[Start]
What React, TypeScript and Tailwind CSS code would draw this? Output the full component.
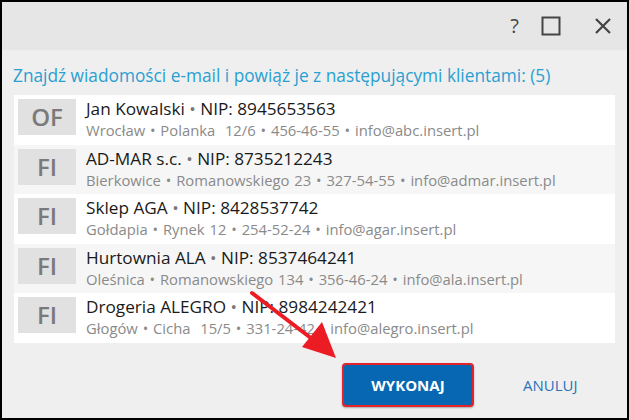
const clients = [
  { tag: "OF", name: "Jan Kowalski", nip: "8945653563", sub: "Wrocław • Polanka\u00a0 12/6 • 456-46-55 • info@abc.insert.pl" },
  { tag: "FI", name: "AD-MAR s.c.", nip: "8735212243", sub: "Bierkowice • Romanowskiego 23 • 327-54-55 • info@admar.insert.pl" },
  { tag: "FI", name: "Sklep AGA", nip: "8428537742", sub: "Gołdapia • Rynek 12 • 254-52-24 • info@agar.insert.pl" },
  { tag: "FI", name: "Hurtownia ALA", nip: "8537464241", sub: "Oleśnica • Romanowskiego 134 • 356-46-24 • info@ala.insert.pl" },
  { tag: "FI", name: "Drogeria ALEGRO", nip: "8984242421", sub: "Głogów • Cicha\u00a0 15/5 • 331-24-42 • info@alegro.insert.pl" },
];

function ClientRow({ c, odd }: { c: (typeof clients)[number]; odd: boolean }) {
  return (
    <div className={`flex h-[49.6px] items-start gap-[10px] px-[4px] pt-[4px] ${odd ? "bg-[#f6f6f6]" : "bg-white"}`}>
      <div className="flex h-[36px] w-[58px] shrink-0 items-center justify-center bg-[#e1e1e1] text-[24px] font-semibold leading-none text-[#7a7a7a]">
        {c.tag}
      </div>
      <div className="-mt-[1px] flex flex-col">
        <div className="text-[17.2px] leading-[22px] text-[#1a1a1a]">
          {c.name} <span className="text-[#777]">•</span> NIP: {c.nip}
        </div>
        <div className="text-[14.8px] leading-[21px] text-[#8a8a8a] [word-spacing:1px]">{c.sub}</div>
      </div>
    </div>
  );
}

export default function App() {
  return (
    <div
      className="relative flex h-[420px] w-[629px] flex-col overflow-hidden border-2 border-black bg-[#efefef]"
      style={{ fontFamily: '"Open Sans", "Noto Sans", sans-serif' }}
    >
      <div className="flex h-[48px] shrink-0 items-center justify-end bg-[#e6e6e6] pr-[14px] text-[#444]">
        <span className="text-[20px] leading-none">?</span>
        <svg className="ml-[22px]" width="20" height="20" viewBox="0 0 20 20">
          <rect x="1.5" y="1.5" width="17" height="17" fill="none" stroke="#444" strokeWidth="2" />
        </svg>
        <svg className="ml-[32px]" width="20" height="20" viewBox="0 0 20 20">
          <path d="M3 3 L17 17 M17 3 L3 17" stroke="#444" strokeWidth="2.2" />
        </svg>
      </div>

      <div className="flex flex-1 flex-col px-[12px]">
        <div className="mt-[15px] -ml-[1px] text-[17.3px] leading-[22px] text-[#2a9fd2]">
          Znajdź wiadomości e-mail i powiąż je z następującymi klientami: (5)
        </div>
        <div className="mt-[8px] flex w-[601px] flex-col bg-white">
          {clients.map((c, i) => (
            <ClientRow key={c.name} c={c} odd={i % 2 === 1} />
          ))}
        </div>

        <div className="mt-[20px] flex items-center">
          <button className="ml-[328px] flex h-[44px] w-[132px] items-center justify-center rounded-[4px] border-2 border-[#e2242a] bg-[#0767b2] text-[15px] font-bold text-white shadow-[0_1px_2px_rgba(0,0,0,0.3)]">
            WYKONAJ
          </button>
          <span className="ml-[49px] text-[15px] text-[#2b72b8]">ANULUJ</span>
        </div>
      </div>

      <svg className="pointer-events-none absolute left-0 top-0" width="629" height="420">
        <line x1="250" y1="291" x2="318" y2="343" stroke="#ec1c24" strokeWidth="4" strokeLinecap="round" />
        <polygon points="334,356 300,345 320,320" fill="#ec1c24" />
      </svg>
    </div>
  );
}
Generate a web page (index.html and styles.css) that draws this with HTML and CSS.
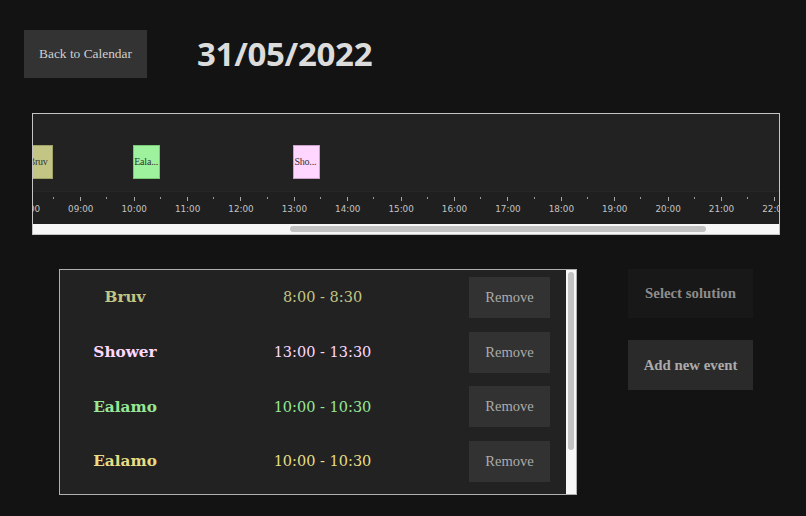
FILE: index.html
```html
<!DOCTYPE html>
<html>
<head>
<meta charset="utf-8">
<link rel="stylesheet" href="styles.css">
</head>
<body>
<header class="top">
  <button class="back-btn">Back to Calendar</button>
  <h1 class="date">31/05/2022</h1>
</header>

<section class="timeline">
  <div class="lane">
    <div class="event ev-bruv" style="left:-6.6px" title="Bruv">Bruv</div>
    <div class="event ev-eala" style="left:100.2px" title="Ealamo">Eala...</div>
    <div class="event ev-shower" style="left:260.4px" title="Shower">Sho...</div>
  </div>
  <div class="axis">
    <div class="axis-row">
      <div class="hour"><span>08:00</span></div>
      <div class="hour"><span>09:00</span></div>
      <div class="hour"><span>10:00</span></div>
      <div class="hour"><span>11:00</span></div>
      <div class="hour"><span>12:00</span></div>
      <div class="hour"><span>13:00</span></div>
      <div class="hour"><span>14:00</span></div>
      <div class="hour"><span>15:00</span></div>
      <div class="hour"><span>16:00</span></div>
      <div class="hour"><span>17:00</span></div>
      <div class="hour"><span>18:00</span></div>
      <div class="hour"><span>19:00</span></div>
      <div class="hour"><span>20:00</span></div>
      <div class="hour"><span>21:00</span></div>
      <div class="hour"><span>22:00</span></div>
    </div>
  </div>
  <div class="hscroll"><div class="hthumb"></div></div>
</section>

<section class="bottom">
  <div class="list">
    <div class="rows">
      <div class="row c-bruv">
        <div class="name">Bruv</div>
        <div class="time">8:00 - 8:30</div>
        <button class="remove">Remove</button>
      </div>
      <div class="row c-shower">
        <div class="name">Shower</div>
        <div class="time">13:00 - 13:30</div>
        <button class="remove">Remove</button>
      </div>
      <div class="row c-eala">
        <div class="name">Ealamo</div>
        <div class="time">10:00 - 10:30</div>
        <button class="remove">Remove</button>
      </div>
      <div class="row c-eala2">
        <div class="name">Ealamo</div>
        <div class="time">10:00 - 10:30</div>
        <button class="remove">Remove</button>
      </div>
    </div>
    <div class="vscroll"><div class="vthumb"></div></div>
  </div>
  <div class="actions">
    <button class="act act-select">Select solution</button>
    <button class="act act-add">Add new event</button>
  </div>
</section>
</body>
</html>
```

FILE: styles.css
```css
html, body {
  margin: 0;
  padding: 0;
  background: #131313;
  width: 806px;
  height: 516px;
  overflow: hidden;
}

button {
  border: none;
  cursor: pointer;
  padding: 0;
}

.top {
  display: flex;
  align-items: center;
  padding: 30px 0 0 24px;
  gap: 50px;
}

.back-btn {
  width: 123px;
  height: 48px;
  background: #333333;
  color: #cfcfcf;
  font-family: "Liberation Serif", serif;
  font-size: 13.4px;
}

.date {
  margin: 0;
  font-family: "Open Sans", sans-serif;
  font-weight: 700;
  font-size: 33px;
  letter-spacing: -0.3px;
  color: #dcdcdc;
  line-height: 48px;
}

.timeline {
  margin: 35px 26px 0 32px;
  border: 1px solid #c4c4c4;
  background: #222222;
  overflow: hidden;
}

.lane {
  position: relative;
  height: 77px;
}

.event {
  position: absolute;
  top: 31px;
  width: 27px;
  height: 34px;
  box-sizing: border-box;
  border: 1px solid;
  font-family: "Liberation Serif", serif;
  font-size: 10px;
  letter-spacing: -0.2px;
  line-height: 32px;
  color: #333;
  padding-left: 0;
  white-space: nowrap;
}

.ev-bruv { background: #c3c585; border-color: #9fa165; padding-left: 1px; }
.ev-eala { background: #9ef29e; border-color: #78c878; }
.ev-shower { background: #ffd6ff; border-color: #c8a0c8; }

.axis {
  height: 33px;
  box-sizing: border-box;
  border-top: 1px solid #262626;
  background: #1f1f1f;
  overflow: hidden;
}

.axis-row {
  display: flex;
  margin-left: -32.3px;
}

.hour {
  position: relative;
  flex: 0 0 53.4px;
  height: 32px;
  text-align: center;
}

.hour::before {
  content: "";
  position: absolute;
  left: 26.2px;
  top: 5px;
  width: 1px;
  height: 4px;
  background: #a8a8a8;
}

.hour::after {
  content: "";
  position: absolute;
  right: 0;
  top: 5px;
  width: 1px;
  height: 2px;
  background: #999;
}

.hour span {
  display: block;
  padding-top: 12px;
  font-family: "DejaVu Sans", sans-serif;
  font-size: 8.8px;
  line-height: 11px;
  color: #c4c4c4;
}

.hscroll {
  height: 10px;
  background: #f7f7f7;
  overflow: hidden;
}

.hthumb {
  margin: 2px 0 0 257px;
  width: 416px;
  height: 6px;
  border-radius: 3px;
  background: #c2c2c2;
}

.bottom {
  display: flex;
  align-items: flex-start;
  margin-top: 34px;
  padding-left: 59px;
  gap: 51px;
}

.list {
  display: flex;
  width: 516px;
  height: 224px;
  border: 1px solid #b0b0b0;
  background: #222222;
}

.rows {
  flex: 1;
}

.row {
  display: grid;
  grid-template-columns: 130px 265px 1fr;
  align-items: center;
  height: 54.7px;
}

.name {
  text-align: center;
  font-family: "DejaVu Serif", serif;
  font-weight: 700;
  font-size: 15.3px;
}

.time {
  text-align: center;
  font-family: "DejaVu Serif", serif;
  font-size: 14.5px;
}

.remove {
  justify-self: start;
  margin-left: 14px;
  width: 81px;
  height: 41px;
  background: #323232;
  color: #ababab;
  font-family: "Liberation Serif", serif;
  font-size: 14.6px;
}

.c-bruv { color: #c3c585; }
.c-shower { color: #ffd8ff; }
.c-eala { color: #96e896; }
.c-eala2 { color: #e6dd86; }

.vscroll {
  width: 10px;
  background: #f7f7f7;
  padding-top: 2px;
  box-sizing: border-box;
}

.vthumb {
  margin-left: 2px;
  width: 6px;
  height: 178px;
  border-radius: 3px;
  background: #c2c2c2;
}

.actions {
  display: flex;
  flex-direction: column;
  gap: 22px;
}

.act {
  width: 125px;
  height: 50px;
  font-family: "Liberation Serif", serif;
  font-weight: 700;
  font-size: 14.8px;
}

.act-select {
  background: #181818;
  color: #8c8c8c;
  height: 49px;
}

.act-add {
  background: #2a2a2a;
  color: #ababab;
}
```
[End]
▶ **What you are asked to do**: Isolate the lines that hold the word "this" and copy all of them.

▶ **Full response**:
What React, TypeScript and Tailwind CSS code would draw this? Output the full component.
Generate a web page (index.html and styles.css) that draws this with HTML and CSS.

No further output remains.